Sitting in a barber chair at the U.S. Merchant Marine Academy at Kings Point on Wednesday, he gave a small smile as a razor was brought to his head, bringing him one step closer in his transformation from recent high school graduate to plebe candidate.

As the final pieces of hair fell to the floor, the Island Park resident kept his eyes on the mirror and proudly touched his freshly-shaven head as he stood to join his fellow “plebe” candidates on the first day of their Indoctrination, also known as INDOC, on the path to becoming midshipmen. 

“This has been his lifelong dream to make it here,” Balsamo’s father, Lawrence Sr., said. “This is what he wanted, and I guess not many people get to realize that dream, and he did it at 18 years old.” 

Balsamo was one of 252 members of the Class of 2018 who took their first steps toward serving America on Wednesday as they said goodbye to their families and began the academy’s 20-day academic, military and physical-training program. 

The plebe candidates were selected from 2,200 students applicants and hail from 46 states and four foreign countries, including Malaysia, Romania, Panama and the Republic of Korea, which USMMA officials said is one of the most diverse classes ever to enter the Academy. 

“It is a program that will make these high achievers the leader of character that our nation needs,” said Rear Admiral James A. Helis, addressing the candidates’ parents. “It’s going to be a tough four years. These next few weeks may be the toughest weeks they may experience.” 

The incoming plebe class scored a mean of 631.50 on the SAT’s critical reading section and a 651.63 in math, USMMA officials said. 

About one-fifth of the students will serve the academy’s band company, which performs at a variety of important national events, while 123 plebes were recruited for athletics, officials said.

“They have already shown that they are far above their peers and that is why they are here today,” Academic Dean Shashi N. Kumar told parents. 

The class also includes the highest percentage of women and minorities ever to enter the academy, Helis said, with female enrollment at 18.6 percent and non-Caucasian students making up 27.7 percent of the incoming class.

Upon entering the academy’s O’Hara Hall on Wednesday, the plebes were weighed and measured, completed registration, received uniforms, learned essential commands and how to salute, and had their heads shaved. 

During the final part of Indoctrination Day, dressed in uniforms and heads freshly shaved, plebe candidates joined the five companies to which they were assigned and stood at attention at Barney Square. 

Parents watched as Acting Maritime Administrator Paul N. Jaenichen addressed the academy’s five plebe companies for the first time.

Helis said that for many of the new plebes, training will mark the first time in their lives that they will have been exposed to an environment in which they will take orders, work alongside others, “clean their own rooms and do their own laundry without much supervision.”
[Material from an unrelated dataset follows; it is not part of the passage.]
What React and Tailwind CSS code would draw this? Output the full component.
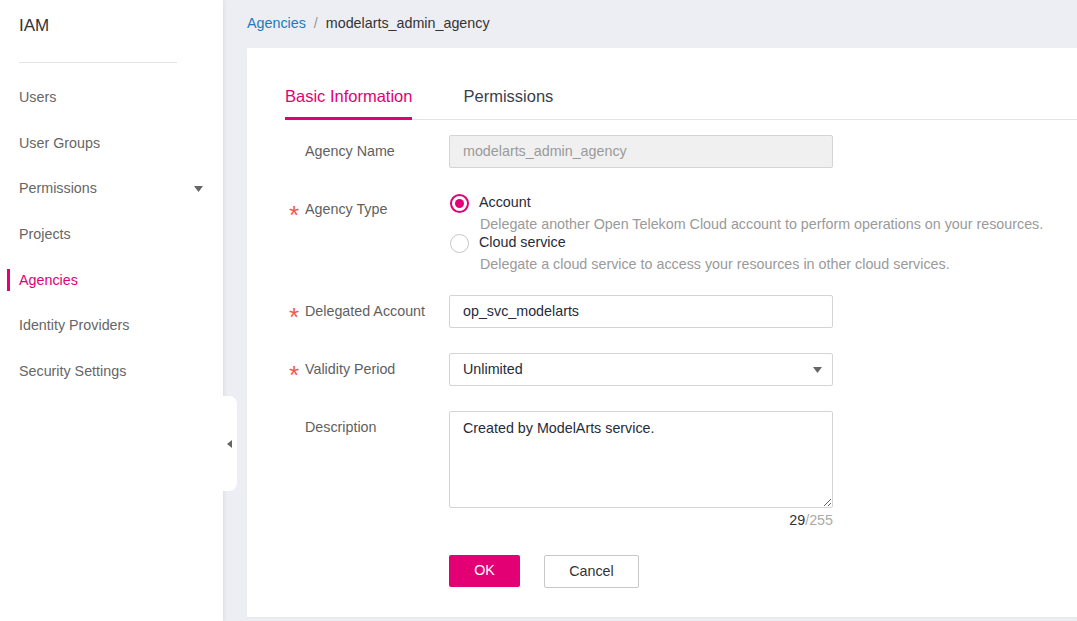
import React from "react";

const navItems = [
  "Users",
  "User Groups",
  "Permissions",
  "Projects",
  "Agencies",
  "Identity Providers",
  "Security Settings",
];

function Caret({ className = "" }) {
  return (
    <svg width="9" height="6" viewBox="0 0 9 6" className={className}>
      <path d="M0 0h9L4.5 6z" fill="#666" />
    </svg>
  );
}

function Required() {
  return (
    <span className="w-[16px] h-[32px] shrink-0 text-[26px] leading-[44px] text-[#f5574f] overflow-visible">*</span>
  );
}

function Label({ text, required }) {
  return (
    <div className="w-[164px] shrink-0 pl-[4px] flex items-start h-[32px] text-[14.3px] leading-[32px] text-[#5f5f5f]">
      {required ? <Required /> : <span className="w-[16px] shrink-0" />}
      <span>{text}</span>
    </div>
  );
}

function Radio({ checked, label, desc }) {
  return (
    <div>
      <div className="flex items-center h-[20px]">
        <span
          className={
            checked
              ? "w-[19px] h-[19px] rounded-full border-2 border-[#e20074] flex items-center justify-center ml-[1px]"
              : "w-[19px] h-[19px] rounded-full border border-[#c8c8c8] ml-[1px]"
          }
        >
          {checked && <span className="w-[9px] h-[9px] rounded-full bg-[#e20074]" />}
        </span>
        <span className="ml-[10px] text-[14.3px] text-[#252b3a]">{label}</span>
      </div>
      <div className="pl-[31px] mt-[2px] text-[14.3px] leading-[18px] text-[#9a9a9a]">{desc}</div>
    </div>
  );
}

export default function App() {
  return (
    <div className="h-screen w-full flex overflow-hidden font-['Liberation_Sans',Arial,sans-serif] bg-[#edeef3]">
      {/* sidebar */}
      <aside className="w-[223px] shrink-0 bg-white relative z-10 shadow-[1px_0_4px_rgba(0,0,0,0.08)] px-[19px]">
        <div className="h-[51px] leading-[52px] text-[17px] text-[#333]">IAM</div>
        <div className="mt-[11px] w-[158px] h-px bg-[#e3e3e3]" />
        <nav className="mt-[12px]">
          {navItems.map((item) => {
            const active = item === "Agencies";
            return (
              <div key={item} className="relative h-[45.67px] flex items-center justify-between text-[14.3px]">
                {active && <span className="absolute left-[-12px] top-[11px] w-[3px] h-[22px] bg-[#e20074]" />}
                <span className={active ? "text-[#e20074]" : "text-[#666]"}>{item}</span>
                {item === "Permissions" && <Caret className="mr-[1px]" />}
              </div>
            );
          })}
        </nav>
        <div className="absolute left-[222px] top-[396px] w-[15px] h-[95px] bg-white rounded-r-[8px] flex items-center justify-center">
          <svg width="5" height="8" viewBox="0 0 5 8">
            <path d="M5 0v8L0 4z" fill="#666" />
          </svg>
        </div>
      </aside>

      {/* main */}
      <main className="flex-1 flex flex-col pl-[24px] pb-[4px] min-w-0">
        <div className="h-[48px] flex items-center text-[14.3px] shrink-0">
          <span className="text-[#1a7bbd]">Agencies</span>
          <span className="mx-[8px] text-[#999]">/</span>
          <span className="text-[#333]">modelarts_admin_agency</span>
        </div>

        <section className="flex-1 bg-white pl-[38px] pt-[38px] shadow-[0_1px_2px_rgba(0,0,0,0.04)]">
          {/* tabs */}
          <div className="flex gap-[51px] border-b border-[#e3e3e3] text-[16.5px]">
            <div className="leading-[20px] pb-[11px] border-b-[3px] border-[#e20074] text-[#e20074] -mb-px">
              Basic Information
            </div>
            <div className="leading-[20px] pb-[11px] text-[#3a3f4b]">Permissions</div>
          </div>

          <div className="mt-[15px] flex flex-col">
            <div className="flex">
              <Label text="Agency Name" />
              <div className="w-[384px] h-[33px] border border-[#d4d4d4] bg-[#f0f0f0] rounded-[2px] px-[13px] flex items-center text-[14.3px] text-[#9a9a9a]">
                modelarts_admin_agency
              </div>
            </div>

            <div className="flex mt-[25px]">
              <Label text="Agency Type" required />
              <div className="flex flex-col">
                <Radio
                  checked
                  label="Account"
                  desc="Delegate another Open Telekom Cloud account to perform operations on your resources."
                />
                <Radio
                  label="Cloud service"
                  desc="Delegate a cloud service to access your resources in other cloud services."
                />
              </div>
            </div>

            <div className="flex mt-[22px]">
              <Label text="Delegated Account" required />
              <div className="w-[384px] h-[33px] border border-[#d4d4d4] bg-white rounded-[2px] px-[13px] flex items-center text-[14.3px] text-[#252b3a]">
                op_svc_modelarts
              </div>
            </div>

            <div className="flex mt-[25px]">
              <Label text="Validity Period" required />
              <div className="w-[384px] h-[33px] border border-[#d4d4d4] bg-white rounded-[2px] pl-[13px] pr-[10px] flex items-center justify-between text-[14.3px] text-[#252b3a]">
                <span>Unlimited</span>
                <Caret />
              </div>
            </div>

            <div className="flex mt-[25px]">
              <Label text="Description" />
              <div className="w-[384px]">
                <textarea
                  readOnly
                  value="Created by ModelArts service."
                  className="block w-full h-[97px] border border-[#d4d4d4] rounded-[2px] px-[13px] pt-[7px] text-[14.3px] leading-[18px] text-[#252b3a] outline-none"
                />
                <div className="mt-[2px] text-right text-[14.3px] leading-[20px]">
                  <span className="text-[#333]">29</span>
                  <span className="text-[#aaa]">/255</span>
                </div>
              </div>
            </div>

            <div className="flex mt-[25px] pl-[164px] gap-[24px]">
              <button className="w-[71px] h-[32px] bg-[#e20074] text-white text-[14.3px] rounded-[2px]">OK</button>
              <button className="w-[95px] h-[33px] border border-[#c8c8c8] bg-white text-[#333] text-[14.3px] rounded-[2px]">
                Cancel
              </button>
            </div>
          </div>
        </section>
      </main>
    </div>
  );
}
Plebes will choose from one of six academic majors – including marine transportation, maritime logistics and security, marine engineering, marine engineering systems, systems engineering and maritime and shipyard management – at the end of their first trimester. They must also spend one full year at sea as part of their requirements.

At the completion of the academy’s four-year program, midshipmen receive a Bachelor of Science degree, the training necessary for licensing as a merchant marine officer and the skills associated with enlisting as a reserve in the United States military. 

Upon graduation, midshipmen must fulfill a service obligation to complete five years of active military duty or sail as a U.S. merchant marine for five years while serving for eight years as a reserve.

“What some of them are going to see is that they are really going to struggle,” Helis said. “We are going to stretch them, we are going to push them, and we are going to require them to expand their horizons. And at some point they are going to struggle.”

But Helis reassured parents that he is confident the students would grow into strong sailors and mature young men and women in the coming years.

“They are here,” he said, “because they have what it takes to get through.”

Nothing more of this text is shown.